In the listing that follows, how many lines contain the string "this"? Provide only the number.

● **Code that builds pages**
★ ★ ★ ★

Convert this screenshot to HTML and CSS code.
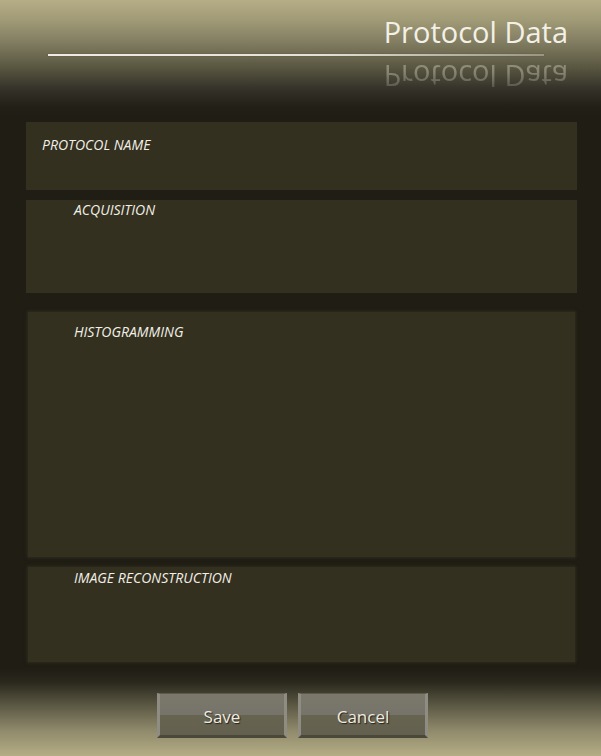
FILE: index.html
```html
<!DOCTYPE html>
<html>
<head>
<meta charset="utf-8">
<title>Protocol Data</title>
<link rel="stylesheet" href="styles.css">
</head>
<body>
<div class="page">
  <header class="hdr">
    <h1 class="title">Protocol Data</h1>
    <div class="rule"></div>
    <div class="reflect" aria-hidden="true">Protocol Data</div>
  </header>
  <main class="content">
    <section class="panel p-name"><span class="label">PROTOCOL NAME</span></section>
    <section class="panel p-acq"><span class="label">ACQUISITION</span></section>
    <section class="panel soft p-hist"><span class="label">HISTOGRAMMING</span></section>
    <section class="panel soft p-recon"><span class="label">IMAGE RECONSTRUCTION</span></section>
  </main>
  <footer class="ftr">
    <button class="btn">Save</button>
    <button class="btn">Cancel</button>
  </footer>
</div>
</body>
</html>
```

FILE: styles.css
```css
html, body {
  margin: 0;
  padding: 0;
}
body {
  width: 601px;
  height: 756px;
  overflow: hidden;
  font-family: "Open Sans", "Noto Sans", sans-serif;
  background: linear-gradient(to bottom,
    #b5ad86 0px,
    #a09a76 20px,
    #858064 40px,
    #5d5a44 65px,
    #36342a 88px,
    #222017 106px,
    #1f1d14 116px,
    #1f1d14 668px,
    #2a281d 682px,
    #5a5743 705px,
    #8f896b 730px,
    #b4ad85 756px);
}
.page {
  display: flex;
  flex-direction: column;
  height: 756px;
}
.hdr {
  height: 122px;
  box-sizing: border-box;
  padding-top: 17px;
}
.title {
  margin: 0;
  text-align: right;
  padding-right: 33px;
  font-weight: 400;
  font-size: 29px;
  line-height: 30px;
  color: #f3f0e6;
}
.rule {
  margin-top: 7px;
  margin-left: 48px;
  width: 496px;
  height: 2px;
  background: linear-gradient(to right, #efebe2 0%, #e4e0d6 55%, rgba(190,186,170,0.55) 100%);
  box-shadow: 0 0 1px rgba(30,28,20,0.5);
}
.reflect {
  margin-top: 5px;
  text-align: right;
  padding-right: 33px;
  font-size: 29px;
  line-height: 30px;
  color: rgba(235,232,220,0.36);
  transform: scaleY(-1);
  -webkit-mask-image: linear-gradient(to top, rgba(0,0,0,1) 35%, rgba(0,0,0,0.4) 100%);
  mask-image: linear-gradient(to top, rgba(0,0,0,1) 35%, rgba(0,0,0,0.4) 100%);
}
.content {
  padding: 0 24px 0 26px;
  display: flex;
  flex-direction: column;
}
.panel {
  background: #333020;
  box-sizing: border-box;
}
.soft {
  margin-left: 2px;
  margin-right: 2px;
  box-shadow: 0 0 3px 1px rgba(51,48,32,0.85);
}
.label {
  display: block;
  font-style: italic;
  font-size: 14px;
  line-height: 16px;
  color: #f2efe6;
}
.p-name {
  height: 68px;
  margin-bottom: 10px;
  padding: 14.5px 0 0 16px;
}
.p-acq {
  height: 93px;
  margin-bottom: 19px;
  padding: 1.5px 0 0 48px;
}
.p-hist {
  height: 245px;
  margin-bottom: 10px;
  padding: 11.5px 0 0 46px;
}
.p-recon {
  height: 95px;
  padding: 2.5px 0 0 46px;
}
.ftr {
  display: flex;
  gap: 11px;
  padding: 31px 0 0 157px;
}
.btn {
  width: 130px;
  height: 45px;
  box-sizing: border-box;
  padding: 3px 0 0;
  border-top: 1px solid #5e5b4a;
  border-left: 3px solid #8e8c83;
  border-right: 3px solid #8e8c83;
  border-bottom: 3px solid #4a4838;
  background: linear-gradient(to bottom, #7b786b 0%, #76736a 52%, #66634f 52%, #636050 100%);
  color: #eeebe2;
  font-family: "Open Sans", "Noto Sans", sans-serif;
  font-size: 17px;
  text-shadow: 1px 1px 1px #24221a;
}
```
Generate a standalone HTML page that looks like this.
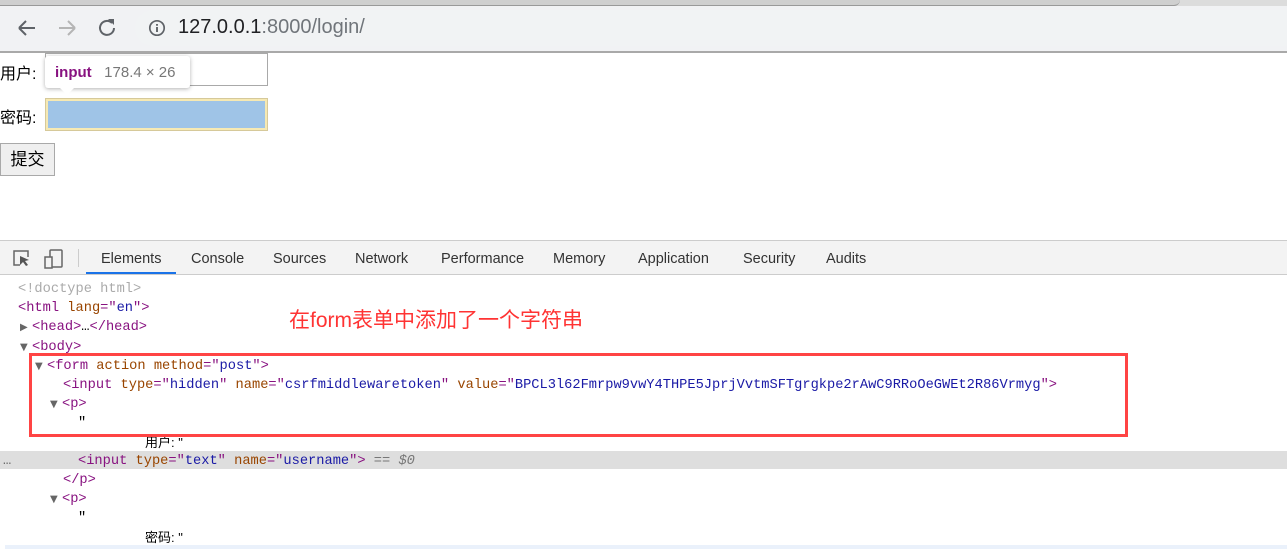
<!DOCTYPE html><html><head><meta charset="utf-8"><style>
*{margin:0;padding:0;box-sizing:border-box}
body{width:1287px;height:549px;overflow:hidden;background:#fff;position:relative;font-family:"Liberation Sans","Noto Sans CJK SC",sans-serif}
.a{position:absolute;white-space:pre}
.m{font-family:"Liberation Mono","DejaVu Sans Mono",monospace;font-size:13.7px;line-height:19px}
.t{color:#881280}.at{color:#994500}.v{color:#1a1aa6}.g{color:#aaa}
.tr{color:#666;font-size:10px;font-family:"DejaVu Sans",sans-serif;display:inline-block;width:12px}
.tab{position:absolute;top:251px;font-size:14.5px;color:#333}
</style></head><body>
<div class="a" style="left:0;top:0;width:1287px;height:6px;background:#dcdcdc"></div>
<div class="a" style="left:0;top:0;width:1180px;height:6px;background:#cfcfcf;border-bottom:1px solid #999;border-radius:0 0 8px 0"></div>
<div class="a" style="left:0;top:6px;width:1287px;height:46px;background:#f1f2f4"></div>
<div class="a" style="left:0;top:51px;width:1287px;height:2px;background:#a9a9a9"></div>
<div class="a" style="left:135px;top:10px;width:1152px;height:36px;background:#f1f3f4;border-radius:18px 0 0 18px"></div>
<svg class="a" style="left:16px;top:17px" width="100" height="22" viewBox="0 0 100 22"><path d="M3 11h16M3 11l7-7M3 11l7 7" stroke="#5f6368" stroke-width="2" fill="none"/><path d="M43 11h16M59 11l-7-7M59 11l-7 7" stroke="#b5b5b5" stroke-width="2" fill="none"/><path d="M98 11a7 7 0 1 1-2-5" stroke="#5f6368" stroke-width="2" fill="none"/><path d="M92 2h6v6z" fill="#5f6368"/></svg>
<svg class="a" style="left:148px;top:19px" width="18" height="18"><circle cx="9" cy="9" r="7.2" stroke="#5f6368" stroke-width="1.7" fill="none"/><path d="M9 8v5M9 5v1.8" stroke="#5f6368" stroke-width="1.9"/></svg>
<div class="a" style="left:178px;top:16px;font-size:20px;color:#202124">127.0.0.1<span style="color:#70757a">:8000/login/</span></div>

<div class="a" style="left:0;top:60px;font-size:16px;color:#000">用户:</div>
<div class="a" style="left:45px;top:53px;width:223px;height:33px;border:1px solid #a9a9a9"></div>
<div class="a" style="left:0;top:104px;font-size:16px;color:#000">密码:</div>
<div class="a" style="left:45px;top:98px;width:223px;height:33px;background:#f6e9b3;border:1px solid #d6c99a"></div>
<div class="a" style="left:48px;top:101px;width:217px;height:27px;background:#9fc4e7"></div>
<div class="a" style="left:0;top:143px;width:55px;height:33px;background:#efefef;border:1px solid #a9a9a9;font-size:17px;text-align:center;line-height:31px">提交</div>
<div class="a" style="left:45px;top:56px;width:145px;height:32px;background:#fff;border-radius:3px;box-shadow:0 1px 4px rgba(0,0,0,.3)"></div>
<div class="a" style="left:59px;top:87px;width:0;height:0;border-left:8px solid transparent;border-right:8px solid transparent;border-top:8px solid #fff"></div>
<div class="a" style="left:55px;top:64px;font-size:15px"><b style="color:#881280">input</b>&nbsp;&nbsp;&nbsp;<span style="color:#777">178.4 × 26</span></div>

<div class="a" style="left:0;top:240px;width:1287px;height:35px;background:#f3f3f3;border-top:1px solid #ccc;border-bottom:1px solid #ccc"></div>
<svg class="a" style="left:12px;top:249px" width="56" height="20"><path d="M8 16H2V2h14v6" stroke="#666" stroke-width="1.5" fill="none"/><path d="M8 7l9 4-4 1 3 4-2 1-3-4-3 3z" fill="#555"/><rect x="38" y="1" width="12" height="17" rx="1" stroke="#666" stroke-width="1.5" fill="none"/><rect x="33" y="8" width="7" height="11" stroke="#666" stroke-width="1.5" fill="#f3f3f3"/></svg>
<div class="a" style="left:78px;top:249px;width:1px;height:18px;background:#ccc"></div>
<div class="tab" style="left:101px">Elements</div>
<div class="a" style="left:86px;top:272px;width:90px;height:2px;background:#1a73e8"></div>
<div class="tab" style="left:191px">Console</div>
<div class="tab" style="left:273px">Sources</div>
<div class="tab" style="left:355px">Network</div>
<div class="tab" style="left:441px">Performance</div>
<div class="tab" style="left:553px">Memory</div>
<div class="tab" style="left:638px">Application</div>
<div class="tab" style="left:743px">Security</div>
<div class="tab" style="left:826px">Audits</div>

<div class="a" style="left:0;top:451px;width:1287px;height:18px;background:#dedede"></div>
<div class="a m g" style="left:18px;top:280px">&lt;!doctype html&gt;</div>
<div class="a m" style="left:18px;top:299px"><span class="t">&lt;html</span> <span class="at">lang</span><span class="t">="</span><span class="v">en</span><span class="t">"&gt;</span></div>
<div class="a m" style="left:20px;top:318px"><span class="tr">▶</span><span class="t">&lt;head&gt;</span>…<span class="t">&lt;/head&gt;</span></div>
<div class="a m" style="left:20px;top:338px"><span class="tr">▼</span><span class="t">&lt;body&gt;</span></div>
<div class="a m" style="left:35px;top:357px"><span class="tr">▼</span><span class="t">&lt;form</span> <span class="at">action</span> <span class="at">method</span><span class="t">="</span><span class="v">post</span><span class="t">"&gt;</span></div>
<div class="a m" style="left:63px;top:376px"><span class="t">&lt;input</span> <span class="at">type</span><span class="t">="</span><span class="v">hidden</span><span class="t">"</span> <span class="at">name</span><span class="t">="</span><span class="v">csrfmiddlewaretoken</span><span class="t">"</span> <span class="at">value</span><span class="t">="</span><span class="v">BPCL3l62Fmrpw9vwY4THPE5JprjVvtmSFTgrgkpe2rAwC9RRoOeGWEt2R86Vrmyg</span><span class="t">"&gt;</span></div>
<div class="a m" style="left:50px;top:395px"><span class="tr">▼</span><span class="t">&lt;p&gt;</span></div>
<div class="a m" style="left:78px;top:414px">"</div>
<div class="a" style="left:145px;top:432px;font-size:13px">用户: "</div>
<div class="a m" style="left:3px;top:452px;color:#666">…</div>
<div class="a m" style="left:78px;top:452px"><span class="t">&lt;input</span> <span class="at">type</span><span class="t">="</span><span class="v">text</span><span class="t">"</span> <span class="at">name</span><span class="t">="</span><span class="v">username</span><span class="t">"&gt;</span> <span style="color:#777">== <i>$0</i></span></div>
<div class="a m t" style="left:63px;top:471px">&lt;/p&gt;</div>
<div class="a m" style="left:50px;top:490px"><span class="tr">▼</span><span class="t">&lt;p&gt;</span></div>
<div class="a m" style="left:78px;top:509px">"</div>
<div class="a" style="left:145px;top:527px;font-size:13px">密码: "</div>
<div class="a" style="left:5px;top:545px;width:1282px;height:4px;background:#eaf1fb"></div>

<div class="a" style="left:29px;top:353px;width:1099px;height:84px;border:3px solid #f44"></div>
<div class="a" style="left:289px;top:304px;font-size:21px;color:#f33">在form表单中添加了一个字符串</div>
</body></html>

★ ★ ★ ★

● **Written response**
2